Algérie

Le burn-out permanent



Outre la fatigue physique, le mal-être psychique fait désormais partie du quotidien des médecins, mais aussi des paramédicaux et même des administrateurs, à cause d'une pandémie qui s'étale inlassablement dans le temps.Cela fait deux ans, presque jour pour jour, que les personnels de santé mènent une lutte acharnée contre le maudit virus qui a fait près de 5,5 millions de décès à travers le monde. Même si en Algérie, le virus n'a pas été aussi virulent que sous d'autres cieux, les personnels soignants sont, depuis le début de l'année 2020, sur le qui-vive pour faire face à la pandémie. Spécialiste en maladies infectieuses, le docteur Abderrahmane N., un quinquagénaire ayant plus de vingt ans d'exercice, estime que cette période est la plus dure passée au CHU Saâdna-Abdenour de Sétif. "Cela fait plus de deux ans que nous menons une lutte sans merci contre le coronavirus. Nous avons assisté à des dizaines de décès, nous avons traité des centaines de personnes souffrant de la Covid-19... Parfois, nous étions impuissants à les sauver car le virus, il faut le dire, était plus 'fort' que nous. Nous avons été beaucoup affectés par ces situations", nous confie notre interlocuteur, qui a requis l'anonymat. Le mal-être psychique n'est pas propre aux médecins, il fait aussi partie du quotidien des paramédicaux et même des administrateurs. "Je travaille aux urgences. Chaque jour que Dieu fait, je me lève avec la peur au ventre. J'ai peur de la contamination non pas pour moi, mais pour ma mère, une nonagénaire qui vit avec moi, pour ma femme qui souffre d'une maladie chronique et pour mes deux enfants. Chaque jour, je me dis que si un malheur leur arrivait, j'en serais responsable. Cela pèse beaucoup sur mon psychique", nous dira Fouad, un paramédical exerçant au service des UMC (urgences médico-chirurgicales) d'un CHU de l'est du pays.

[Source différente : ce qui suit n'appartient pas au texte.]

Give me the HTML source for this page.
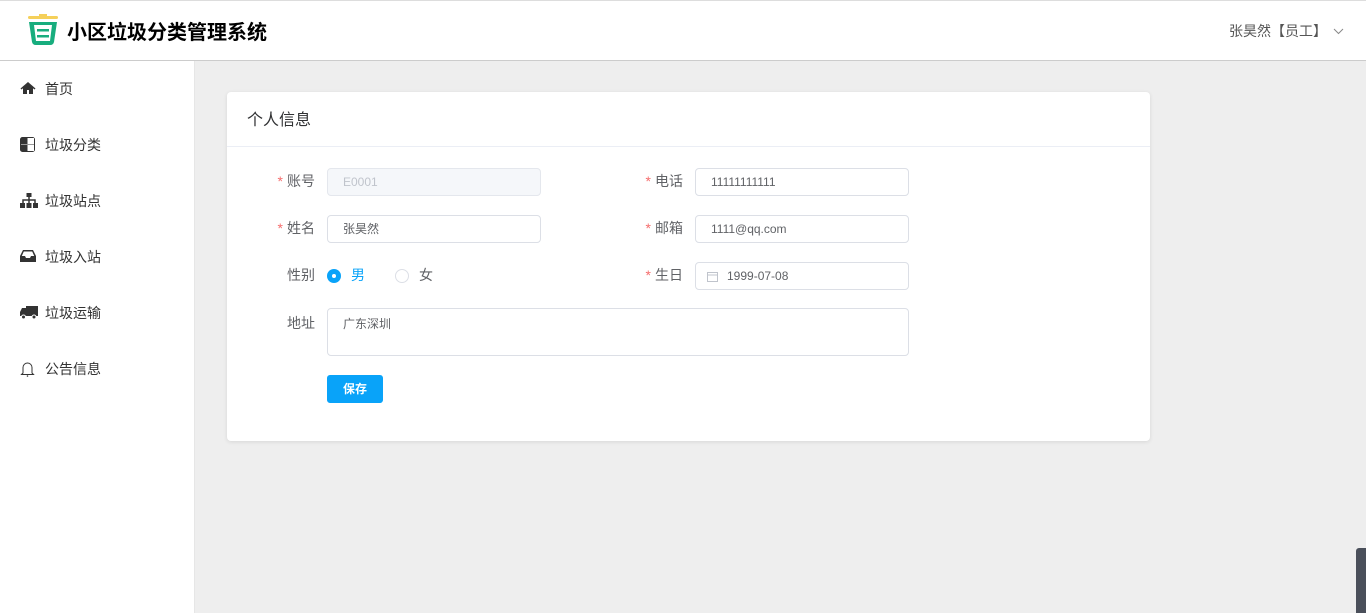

Pour une maître-assistante exerçant au CHU Saâdna-Abdennour, le choix a été fait dès les premiers jours de la pandémie. "Quand le virus a commencé à se propager et qu'il a été procédé à l'installation des unités Covid-19, je me suis installée dans un appartement à part. Je l'ai loué pour épargner la contamination à ma famille. J'ai passé près d'une année seule. Je travaillais et je rentrais à l'appartement que j'avais loué sans voir mes parents. Je ne leur parlais que par téléphone. Cette situation a perduré et ma peur s'accentuait à chaque pic. Ce n'est qu'après une année que je suis rentrée chez mes parents. C'est terrible de ne pas pouvoir voir ses proches pendant plusieurs mois alors qu'on habite la même ville", nous a confié Nadia, spécialiste en médecine interne.
De son côté, le Pr Mohamed Hamadouche, médecin chef du service de médecine du travail au CHU Saâdna-Abdenour de Sétif, estime que le personnel de santé subit de plein fouet cette pandémie de Covid-19 et ses effets depuis deux longues années. Le risque excessif et évident de contracter cette maladie a eu comme conséquence la contamination de la quasi-totalité du personnel et la perte de centaines de travailleurs parmi les corporations de ce secteur, dont plus de 450 médecins. "Une part importante des travailleurs ayant survécu gardent encore des séquelles physiques, fonctionnelles et psychologiques dont les symptômes tels que la fatigue, l'essoufflement, les troubles du sommeil et de la mémoire ainsi que diverses douleurs, qui composent le syndrome post-Covid", explique le Pr Hamadouche. Et de renchérir : "Notre mobilisation durant une longue période afin de faire face à ce maudit virus nous a contraints à exercer sans relâche à cause d'une charge physique considérable, sacrifiant ainsi nos congés et autres moments de détente. Cela s'est répercuté par l'apparition de l'épuisement atteignant une grande proportion des personnels."